▶ _WORK TO COMPLETE_: Answer with one number: the count of lines in the listing below that hold the word "this".

======== LISTED ENTRIES ========

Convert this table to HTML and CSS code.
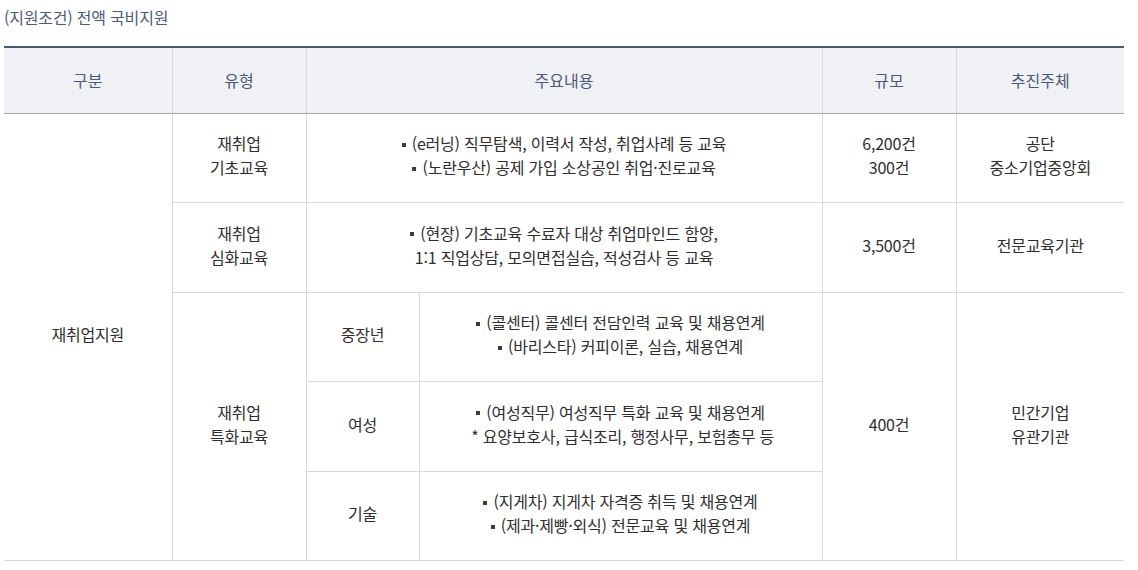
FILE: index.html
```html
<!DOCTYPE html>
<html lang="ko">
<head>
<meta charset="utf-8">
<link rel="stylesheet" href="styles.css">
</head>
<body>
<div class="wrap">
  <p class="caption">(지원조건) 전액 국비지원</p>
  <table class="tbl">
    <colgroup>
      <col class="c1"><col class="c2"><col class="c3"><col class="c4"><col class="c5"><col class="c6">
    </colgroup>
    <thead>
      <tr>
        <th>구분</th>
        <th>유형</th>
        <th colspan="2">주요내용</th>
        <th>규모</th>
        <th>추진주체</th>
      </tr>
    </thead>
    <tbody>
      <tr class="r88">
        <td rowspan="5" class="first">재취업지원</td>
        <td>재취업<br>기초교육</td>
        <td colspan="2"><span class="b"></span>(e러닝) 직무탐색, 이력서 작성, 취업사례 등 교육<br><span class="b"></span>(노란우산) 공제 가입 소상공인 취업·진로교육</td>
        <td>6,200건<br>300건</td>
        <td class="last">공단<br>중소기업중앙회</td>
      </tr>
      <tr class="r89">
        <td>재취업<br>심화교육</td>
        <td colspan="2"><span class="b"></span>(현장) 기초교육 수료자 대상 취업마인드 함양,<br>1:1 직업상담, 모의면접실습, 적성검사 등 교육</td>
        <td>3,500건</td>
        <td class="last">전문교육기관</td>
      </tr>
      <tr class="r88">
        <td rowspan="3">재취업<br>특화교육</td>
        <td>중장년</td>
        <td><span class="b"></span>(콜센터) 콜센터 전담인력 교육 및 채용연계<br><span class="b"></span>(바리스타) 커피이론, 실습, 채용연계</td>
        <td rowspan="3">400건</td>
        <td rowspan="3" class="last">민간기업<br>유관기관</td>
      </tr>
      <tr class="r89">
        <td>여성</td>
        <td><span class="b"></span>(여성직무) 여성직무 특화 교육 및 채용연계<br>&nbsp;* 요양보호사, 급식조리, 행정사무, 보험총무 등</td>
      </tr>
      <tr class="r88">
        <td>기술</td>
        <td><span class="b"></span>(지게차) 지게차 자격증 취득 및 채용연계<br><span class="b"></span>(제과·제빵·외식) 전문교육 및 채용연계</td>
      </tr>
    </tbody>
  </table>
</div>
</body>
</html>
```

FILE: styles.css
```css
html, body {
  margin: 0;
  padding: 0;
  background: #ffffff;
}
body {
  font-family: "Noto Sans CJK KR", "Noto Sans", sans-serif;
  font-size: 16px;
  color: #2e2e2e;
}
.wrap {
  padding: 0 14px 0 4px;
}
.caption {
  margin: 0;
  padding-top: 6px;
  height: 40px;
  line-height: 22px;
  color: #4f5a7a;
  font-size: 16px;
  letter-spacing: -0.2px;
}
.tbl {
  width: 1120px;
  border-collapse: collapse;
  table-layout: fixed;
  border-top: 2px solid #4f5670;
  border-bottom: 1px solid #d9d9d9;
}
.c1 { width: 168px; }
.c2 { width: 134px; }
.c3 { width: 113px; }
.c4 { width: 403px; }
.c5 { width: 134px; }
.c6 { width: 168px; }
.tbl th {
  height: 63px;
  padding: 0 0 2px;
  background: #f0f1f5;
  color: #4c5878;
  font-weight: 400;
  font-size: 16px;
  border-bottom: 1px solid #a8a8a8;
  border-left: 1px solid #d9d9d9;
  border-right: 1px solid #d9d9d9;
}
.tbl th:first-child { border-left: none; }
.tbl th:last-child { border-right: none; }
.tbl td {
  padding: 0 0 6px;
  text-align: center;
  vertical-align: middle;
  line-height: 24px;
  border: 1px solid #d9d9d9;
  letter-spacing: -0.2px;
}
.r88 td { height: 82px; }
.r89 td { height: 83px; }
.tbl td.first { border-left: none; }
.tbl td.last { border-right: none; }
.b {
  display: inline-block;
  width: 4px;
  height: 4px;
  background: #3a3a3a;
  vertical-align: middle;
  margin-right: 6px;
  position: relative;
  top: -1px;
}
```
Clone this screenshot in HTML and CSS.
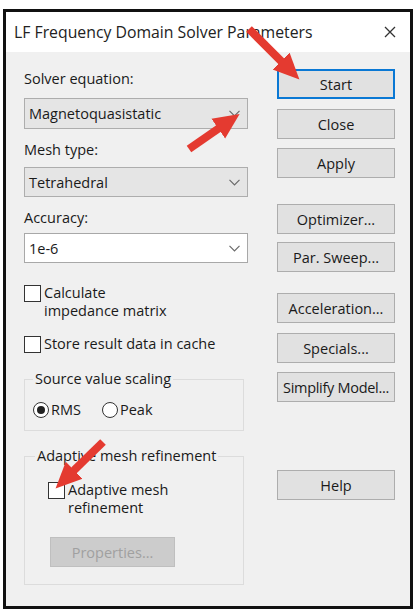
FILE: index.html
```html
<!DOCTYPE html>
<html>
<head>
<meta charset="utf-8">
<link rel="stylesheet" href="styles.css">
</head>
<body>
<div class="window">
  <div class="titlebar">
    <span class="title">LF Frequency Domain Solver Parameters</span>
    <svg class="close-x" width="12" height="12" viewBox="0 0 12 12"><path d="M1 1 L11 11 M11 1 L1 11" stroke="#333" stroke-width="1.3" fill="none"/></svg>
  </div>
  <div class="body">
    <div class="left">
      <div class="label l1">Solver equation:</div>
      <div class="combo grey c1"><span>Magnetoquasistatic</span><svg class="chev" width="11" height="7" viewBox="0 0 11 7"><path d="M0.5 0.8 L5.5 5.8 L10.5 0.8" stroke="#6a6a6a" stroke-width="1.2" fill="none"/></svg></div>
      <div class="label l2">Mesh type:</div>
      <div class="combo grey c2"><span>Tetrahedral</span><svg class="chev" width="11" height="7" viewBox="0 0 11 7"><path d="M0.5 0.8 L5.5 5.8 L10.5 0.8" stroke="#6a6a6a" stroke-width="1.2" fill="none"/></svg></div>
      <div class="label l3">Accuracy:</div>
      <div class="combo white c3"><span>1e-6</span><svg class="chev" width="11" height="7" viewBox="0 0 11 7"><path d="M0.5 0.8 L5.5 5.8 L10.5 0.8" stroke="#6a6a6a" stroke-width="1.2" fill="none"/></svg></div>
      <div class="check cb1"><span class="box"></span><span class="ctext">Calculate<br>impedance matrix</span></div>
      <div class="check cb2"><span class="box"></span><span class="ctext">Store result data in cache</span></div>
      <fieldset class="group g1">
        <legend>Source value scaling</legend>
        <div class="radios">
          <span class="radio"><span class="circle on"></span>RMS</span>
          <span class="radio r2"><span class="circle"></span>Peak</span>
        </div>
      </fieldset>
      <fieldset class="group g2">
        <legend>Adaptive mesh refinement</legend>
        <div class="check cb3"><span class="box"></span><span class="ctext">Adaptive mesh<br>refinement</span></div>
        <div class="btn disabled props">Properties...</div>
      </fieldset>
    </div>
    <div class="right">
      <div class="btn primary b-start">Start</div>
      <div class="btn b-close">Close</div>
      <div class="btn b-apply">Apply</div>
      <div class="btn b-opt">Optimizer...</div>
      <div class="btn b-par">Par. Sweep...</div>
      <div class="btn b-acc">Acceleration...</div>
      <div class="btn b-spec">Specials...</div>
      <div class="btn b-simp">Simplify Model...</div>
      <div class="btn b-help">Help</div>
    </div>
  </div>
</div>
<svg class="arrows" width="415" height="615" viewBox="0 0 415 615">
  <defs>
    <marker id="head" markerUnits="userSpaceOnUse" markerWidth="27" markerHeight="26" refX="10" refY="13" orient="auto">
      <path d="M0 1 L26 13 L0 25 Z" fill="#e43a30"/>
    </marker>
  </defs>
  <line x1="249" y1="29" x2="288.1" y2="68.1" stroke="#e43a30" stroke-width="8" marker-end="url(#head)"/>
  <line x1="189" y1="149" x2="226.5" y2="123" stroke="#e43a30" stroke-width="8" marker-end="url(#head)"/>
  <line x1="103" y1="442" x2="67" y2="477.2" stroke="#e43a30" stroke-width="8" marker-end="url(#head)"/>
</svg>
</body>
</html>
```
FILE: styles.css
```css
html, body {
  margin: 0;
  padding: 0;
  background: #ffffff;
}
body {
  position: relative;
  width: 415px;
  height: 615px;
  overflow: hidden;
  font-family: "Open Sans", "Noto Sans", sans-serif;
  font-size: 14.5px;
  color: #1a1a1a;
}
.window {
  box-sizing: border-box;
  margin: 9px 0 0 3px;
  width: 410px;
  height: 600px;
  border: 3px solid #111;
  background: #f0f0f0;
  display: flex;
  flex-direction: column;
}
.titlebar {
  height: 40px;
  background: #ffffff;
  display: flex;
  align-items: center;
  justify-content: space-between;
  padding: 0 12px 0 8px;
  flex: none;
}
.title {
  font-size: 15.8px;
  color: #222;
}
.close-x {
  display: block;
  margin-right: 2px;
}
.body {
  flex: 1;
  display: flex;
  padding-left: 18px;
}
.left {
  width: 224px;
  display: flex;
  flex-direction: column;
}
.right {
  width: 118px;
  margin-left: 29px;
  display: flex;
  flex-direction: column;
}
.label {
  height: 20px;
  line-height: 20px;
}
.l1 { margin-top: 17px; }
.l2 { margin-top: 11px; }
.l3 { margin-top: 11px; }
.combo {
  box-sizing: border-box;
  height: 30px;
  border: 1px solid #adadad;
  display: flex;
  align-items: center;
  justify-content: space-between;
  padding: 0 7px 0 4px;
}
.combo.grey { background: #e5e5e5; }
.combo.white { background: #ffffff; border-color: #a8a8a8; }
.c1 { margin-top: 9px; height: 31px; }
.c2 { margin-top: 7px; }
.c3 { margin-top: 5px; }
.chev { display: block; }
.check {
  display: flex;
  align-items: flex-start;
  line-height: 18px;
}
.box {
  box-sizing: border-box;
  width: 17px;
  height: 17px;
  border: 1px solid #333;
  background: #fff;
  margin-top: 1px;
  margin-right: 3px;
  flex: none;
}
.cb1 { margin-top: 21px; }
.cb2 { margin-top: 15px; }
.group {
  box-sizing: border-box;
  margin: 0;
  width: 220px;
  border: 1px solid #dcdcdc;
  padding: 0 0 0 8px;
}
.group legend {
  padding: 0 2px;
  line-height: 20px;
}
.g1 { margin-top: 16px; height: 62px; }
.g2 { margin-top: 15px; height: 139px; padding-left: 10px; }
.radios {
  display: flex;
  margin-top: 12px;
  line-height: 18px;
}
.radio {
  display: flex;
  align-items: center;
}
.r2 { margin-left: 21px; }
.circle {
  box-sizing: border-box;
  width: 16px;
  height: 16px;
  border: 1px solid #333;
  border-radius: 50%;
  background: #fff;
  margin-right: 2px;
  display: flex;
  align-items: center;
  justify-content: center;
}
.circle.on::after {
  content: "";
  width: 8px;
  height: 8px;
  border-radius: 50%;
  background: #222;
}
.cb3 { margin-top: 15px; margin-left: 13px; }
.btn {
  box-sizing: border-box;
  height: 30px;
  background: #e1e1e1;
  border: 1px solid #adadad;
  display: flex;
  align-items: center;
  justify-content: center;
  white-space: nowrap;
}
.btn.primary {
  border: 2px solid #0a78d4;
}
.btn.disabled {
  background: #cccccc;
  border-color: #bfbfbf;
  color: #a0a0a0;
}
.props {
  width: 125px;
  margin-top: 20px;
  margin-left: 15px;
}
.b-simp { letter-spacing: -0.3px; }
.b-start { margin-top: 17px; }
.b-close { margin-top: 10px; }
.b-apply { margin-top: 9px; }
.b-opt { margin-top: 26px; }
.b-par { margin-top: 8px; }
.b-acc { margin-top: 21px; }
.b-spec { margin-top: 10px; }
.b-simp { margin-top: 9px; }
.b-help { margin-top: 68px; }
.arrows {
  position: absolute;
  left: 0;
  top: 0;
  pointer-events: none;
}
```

========

▶ _TASK ANSWER_: 2